From   [email protected]
To   [email protected]
Subject   Re: st: Conditional matching of observations
Date   Thu, 4 Mar 2010 00:15:47 -0500

The technical answer to your question is simple: give every person in
A (receive support) a pseudo-age and and gender which you will use to
match to people in B (do not receive support). Then use one of Stata's
many matching programs to match on race, pseudo-age, and
pseudo-gender.

Female in A: pseudo-age = age +3 pseudo-gender = male
Male in A:  pseudo-age = age-3 pseudo-gender = female

Female in B:  pseudo-age = age pseudo-gender =female
Male in B:  pseudo-age = age pseudo-gender = male


However I question your basic design. Even if the average age of males
paying child support to females is three years older than the females
they support, it is not exactly three years older in every case. Your
matched population of potential payers  will match the actual
population only in mean difference in age but not in any other
characteristics, such as the quantiles of the difference.
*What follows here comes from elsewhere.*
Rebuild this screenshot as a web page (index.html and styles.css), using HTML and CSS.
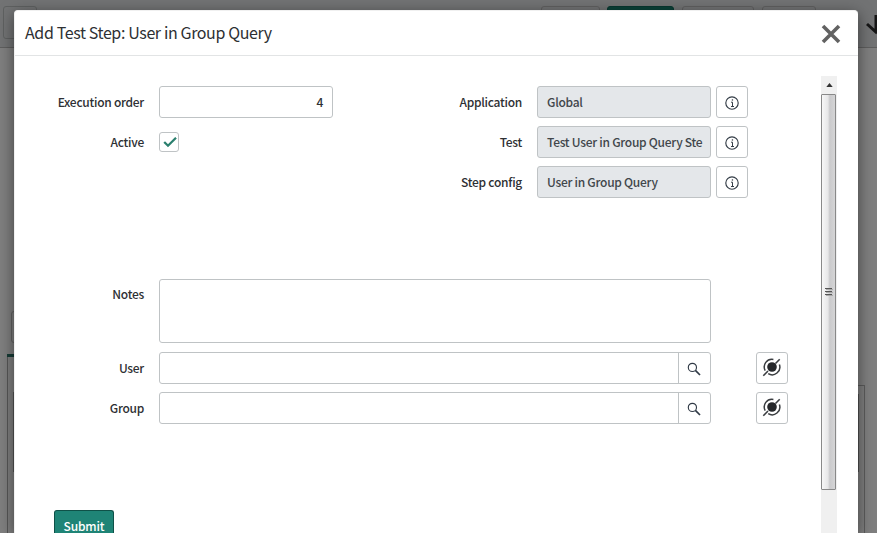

Also the
population B who do not receive child support will include a
supopulation, B', approximately equal in size to A, who already pay
child support to someone in A.   You are also ignoring geographical
proximity, which is important for many phenomena. Will ignoring these
issues cause problems? Without knowing the purpose and details of your
study it is difficult to say much more.

Steve
On Wed, Mar 3, 2010 at 6:08 PM, Nathan Hutto <[email protected]> wrote:
>
> I have a large population data set. I want to match people who have
> received child support payments (0/1) to a person who could have
> theoretically paid them child support. I want to match on sex, race,
> and age only. For each person who receives child support, I want to
> match to someone of the opposite sex and same race. If the person
> receiving is a female, her match should be 3 years older. If the
> person receiving the match is a male, his match should be 3 years
> younger. I have no idea how to go about do this after searching high
> and low for an appropriate method. Any help would be much appreciated.